5.11 Key Implementation Decisions

| Decision | Options | Recommendation | Rationale | |———-|———|—————-|———–| | Build tool | Make, CMake | Make | Transparent and educational | | API exposure | structs vs opaque | opaque | ABI stability |


6. Testing Strategy

6.1 Test Categories

| Category | Purpose | Examples | |———|———|———-| | Unit tests | Module-level correctness | module_a tests | | Integration tests | Full app behavior | end-to-end run | | Edge case tests | Build failures | missing header |

6.2 Critical Test Cases

  1. Ensure headers compile independently.
  2. Verify no duplicate symbols in nm output.
  3. Build debug and release targets.

6.3 Test Data

Expected output: "module system ok"

7. Common Pitfalls & Debugging

7.1 Frequent Mistakes

| Pitfall | Symptom | Solution | |——–|———|———-| | Defining globals in headers | Link errors | Use extern declarations | | Missing include guards | Redefinition errors | Add guards | | ABI break without version bump | Runtime crashes | Version carefully |

7.2 Debugging Strategies

  • Use nm to inspect symbol visibility.
  • Use objdump -t to see symbol tables.

7.3 Performance Traps

Over-modularization can add function call overhead; profile if needed.


8. Extensions & Challenges

8.1 Beginner Extensions

  • Add a CLI interface for module selection.

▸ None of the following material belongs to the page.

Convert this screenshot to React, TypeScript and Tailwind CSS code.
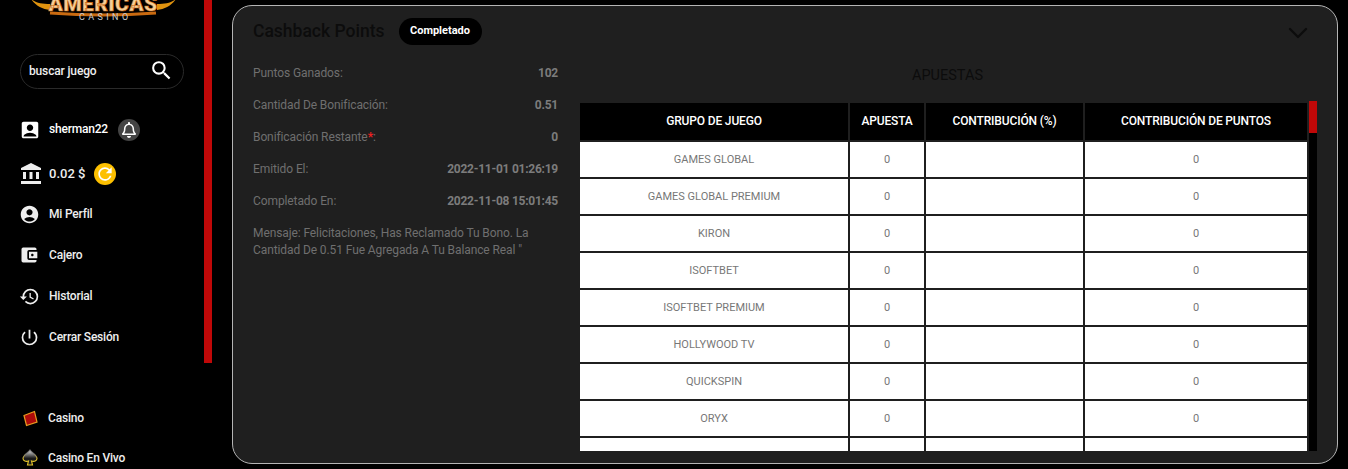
import { ChevronDown } from "lucide-react";
import {
  MdAccountBalance,
  MdAccountBalanceWallet,
  MdAccountBox,
  MdAccountCircle,
  MdHistory,
  MdPowerSettingsNew,
  MdRefresh,
  MdSearch,
} from "react-icons/md";
import { FaRegBell } from "react-icons/fa";

const games = [
  "GAMES GLOBAL",
  "GAMES GLOBAL PREMIUM",
  "KIRON",
  "ISOFTBET",
  "ISOFTBET PREMIUM",
  "HOLLYWOOD TV",
  "QUICKSPIN",
  "ORYX",
];

const details = [
  { label: "Puntos Ganados:", value: "102" },
  { label: "Cantidad De Bonificación:", value: "0.51" },
  { label: "Bonificación Restante", value: "0", star: true },
  { label: "Emitido El:", value: "2022-11-01 01:26:19" },
  { label: "Completado En:", value: "2022-11-08 15:01:45" },
];

function Logo() {
  return (
    <div className="relative h-[22px] w-[204px] overflow-hidden">
      <svg width="204" height="22" viewBox="0 0 204 22" className="absolute left-0 top-0">
        <path d="M31 -1C36 3 42 4 50 4L50 10C42 9 36 6 31 -1Z" fill="#e0930f" />
        <path d="M176 -1C171 3 165 4 157 4L157 10C165 9 171 6 176 -1Z" fill="#e0930f" />
        <path d="M50 13Q103 17 156 13" fill="none" stroke="#c96a10" strokeWidth="3" />
      </svg>
      <div className="absolute left-[44px] top-[-5px] w-[118px] text-center text-[21px] leading-[18px] font-black tracking-[0.4px] text-[#f4cf98] [-webkit-text-stroke:0.6px_#c9650f]">
        AMERICAS
      </div>
      <div className="absolute left-[79px] top-[13px] text-[9px] leading-[9px] tracking-[3.4px] text-[#cccccc]">
        CASINO
      </div>
    </div>
  );
}

function SideRow({ icon, label, className }: { icon: React.ReactNode; label: string; className: string }) {
  return (
    <div className={"flex h-[20px] items-center text-[12px] font-medium tracking-[-0.2px] text-[#eeeeee] " + className}>
      <span className="flex w-[28px] shrink-0 items-center">{icon}</span>
      {label}
    </div>
  );
}

function Sidebar() {
  return (
    <aside className="flex w-[232px] shrink-0">
      <div className="w-[204px]">
        <Logo />
        <div className="ml-[20px] mt-[32px] flex h-[35px] w-[164px] items-center justify-between rounded-full border border-[#2a2a2a] pl-2 pr-[9px]">
          <span className="mb-[2px] text-[12px] font-medium tracking-[-0.15px] text-[#eeeeee]">buscar juego</span>
          <MdSearch size={25} className="mb-[3px] text-white" />
        </div>
        <div className="ml-[21px]">
          <div className="mt-[30px] flex h-[22px] items-center text-[12px] font-medium tracking-[-0.2px] text-white">
            <span className="flex w-[28px] shrink-0"><MdAccountBox size={22} className="-ml-[2px]" /></span>
            <span className="mb-[2px]">sherman22</span>
            <span className="ml-[10px] flex h-[22px] w-[22px] items-center justify-center rounded-full bg-[#444444]">
              <FaRegBell size={16} />
            </span>
          </div>
          <div className="mt-[22px] flex h-[22px] items-center text-[13px] font-medium text-[#eeeeee]">
            <span className="flex w-[28px] shrink-0"><MdAccountBalance size={24} className="-ml-[2px]" /></span>
            0.02 $
            <span className="ml-[9px] flex h-[22px] w-[22px] items-center justify-center rounded-full bg-[#fdc000]">
              <MdRefresh size={20} className="text-white" />
            </span>
          </div>
          <SideRow className="mt-[19px]" label="Mi Perfil" icon={<MdAccountCircle size={21} className="-ml-[2px]" />} />
          <SideRow className="mt-[21px]" label="Cajero" icon={<MdAccountBalanceWallet size={20} className="-ml-[2px]" />} />
          <SideRow className="mt-[21px]" label="Historial" icon={<MdHistory size={21} className="-ml-[2px]" />} />
          <SideRow className="mt-[21px]" label="Cerrar Sesión" icon={<MdPowerSettingsNew size={21} className="-ml-[2px]" />} />
          <SideRow className="mt-[61px] -ml-[1px]" label="Casino" icon={
            <svg width="16" height="17" viewBox="0 0 16 17" className="ml-[2px]">
              <path d="M2 5.5 12.5 1.5 15 12 4.5 15.5Z" fill="#ad0a0a" stroke="#e89a20" strokeWidth="1.2" />
            </svg>
          } />
          <SideRow className="mt-[20px] -ml-[1px]" label="Casino En Vivo" icon={
            <svg width="16" height="18" viewBox="0 0 16 18" className="ml-[2px]">
              <defs>
                <linearGradient id="spadeFill" x1="0" y1="0" x2="0" y2="1">
                  <stop offset="0" stopColor="#e8e8e8" />
                  <stop offset="0.55" stopColor="#1a1a1a" />
                </linearGradient>
                <linearGradient id="spadeEdge" x1="0" y1="0" x2="0" y2="1">
                  <stop offset="0.25" stopColor="#777777" />
                  <stop offset="0.6" stopColor="#e8c62a" />
                </linearGradient>
              </defs>
              <path d="M8 1C10 4 15 6 15 9.5 15 12 12 13 9.5 12L10.5 16H5.5L6.5 12C4 13 1 12 1 9.5 1 6 6 4 8 1Z" fill="url(#spadeFill)" stroke="url(#spadeEdge)" strokeWidth="1.1" />
            </svg>
          } />
        </div>
      </div>
      <div className="h-[363px] w-[8px] bg-[#c00808]" />
    </aside>
  );
}

function BetsTable() {
  return (
    <div className="flex h-[350px] items-start">
      <div className="mt-[2px] h-[348px] w-[727px] overflow-hidden">
        <table className="w-[727px] table-fixed border-separate border-spacing-0 text-center text-[11px]">
          <colgroup>
            <col className="w-[270px]" />
            <col className="w-[76px]" />
            <col className="w-[159px]" />
            <col className="w-[222px]" />
          </colgroup>
          <thead>
            <tr className="h-[39px] bg-black text-[12px] tracking-[-0.15px] text-white">
              <th className="border-b-2 border-r-2 border-[#1f1f1f] pb-[1px] font-medium">GRUPO DE JUEGO</th>
              <th className="border-b-2 border-r-2 border-[#1f1f1f] pb-[1px] font-medium">APUESTA</th>
              <th className="border-b-2 border-r-2 border-[#1f1f1f] pb-[1px] font-medium">CONTRIBUCIÓN (%)</th>
              <th className="border-b-2 border-[#1f1f1f] pb-[1px] font-medium">CONTRIBUCIÓN DE PUNTOS</th>
            </tr>
          </thead>
          <tbody className="bg-white text-[#777777]">
            {games.concat("").map((g, i) => (
              <tr key={i} className="h-[37px]">
                <td className="border-b-2 border-r-2 border-[#1f1f1f] pt-[2px]">{g}</td>
                <td className="border-b-2 border-r-2 border-[#1f1f1f] pt-[2px]">{g && "0"}</td>
                <td className="border-b-2 border-r-2 border-[#1f1f1f]"></td>
                <td className="border-b-2 border-[#1f1f1f] pt-[2px]">{g && "0"}</td>
              </tr>
            ))}
          </tbody>
        </table>
      </div>
      <div className="ml-[2px] h-[350px] w-[8px] bg-black">
        <div className="h-[32px] bg-[#c00808]" />
      </div>
    </div>
  );
}

export default function App() {
  return (
    <div className="flex h-[469px] w-[1348px] overflow-hidden bg-black [font-family:Roboto,sans-serif]">
      <Sidebar />
      <main className="mt-[5px] h-[459px] w-[1106px] rounded-[20px] border border-[#b5b5b5] bg-[#1f1f1f]">
        <div className="ml-[20px] mr-[20px] mt-[12px] flex h-[26px] items-center">
          <h2 className="text-[17.5px] font-medium text-[#0c0c0c]">Cashback Points</h2>
          <span className="ml-[14px] flex h-[27px] w-[83px] items-center justify-center rounded-full bg-black text-[11px] font-bold text-white">
            Completado
          </span>
          <ChevronDown size={32} strokeWidth={1.8} className="ml-auto mr-[3px] mt-[3px] text-[#0c0c0c]" />
        </div>
        <div className="ml-[20px] flex">
          <div className="w-[305px] shrink-0 text-[12px] text-[#6f6f6f]">
            {details.map((d) => (
              <div key={d.label} className="flex h-[32px] items-center justify-between first:mt-[13px]">
                <span className="tracking-[-0.1px]">
                  {d.label}
                  {d.star && <><span className="font-bold text-[#ee2020]">*</span>:</>}
                </span>
                <span className="font-bold tracking-[-0.25px] text-[#7c7c7c]">{d.value}</span>
              </div>
            ))}
            <p className="mt-[8px] leading-[17px] tracking-[-0.1px]">
              Mensaje: Felicitaciones, Has Reclamado Tu Bono. La Cantidad De 0.51 Fue Agregada A Tu Balance Real "
            </p>
          </div>
          <div className="ml-[22px] w-[737px]">
            <div className="mb-[15px] mt-[22px] pr-[2px] text-center text-[14.5px] leading-[20px] text-[#0c0c0c]">APUESTAS</div>
            <BetsTable />
          </div>
        </div>
      </main>
    </div>
  );
}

8.2 Intermediate Extensions

  • Build shared and static library variants.

8.3 Advanced Extensions

  • Add symbol versioning for ABI compatibility.

9. Real-World Connections

9.1 Industry Applications

  • Large-scale C codebases in OS and embedded systems.
  • SDKs distributed as binary libraries.
  • OpenSSL modular layout.
  • SQLite build system.

9.3 Interview Relevance

  • Linkage and build questions are common in systems interviews.

10. Resources

10.1 Essential Reading

  • “Linkers and Loaders” — Levine
  • GNU Make manual

10.2 Video Resources

  • Build systems and linker talks

10.3 Tools & Documentation

  • nm, objdump, readelf

11. Self-Assessment Checklist

11.1 Understanding

  • I can explain translation units and linkage.
  • I can describe how build dependencies work.
  • I can define API vs ABI stability.

11.2 Implementation

  • Modules compile and link cleanly.
  • Build system handles changes correctly.
  • Public APIs are documented.

11.3 Growth

  • I can design modular C systems confidently.
  • I can evolve APIs without breaking ABI.

12. Submission / Completion Criteria

Minimum Viable Completion:

  • Multi-module project with clean headers.
  • Build system with dependency tracking.
  • API documentation.

Full Completion:

  • All minimum criteria plus:
  • Debug/release builds and ABI notes.

Excellence (Going Above & Beyond):

  • Shared library versioning and ABI tests.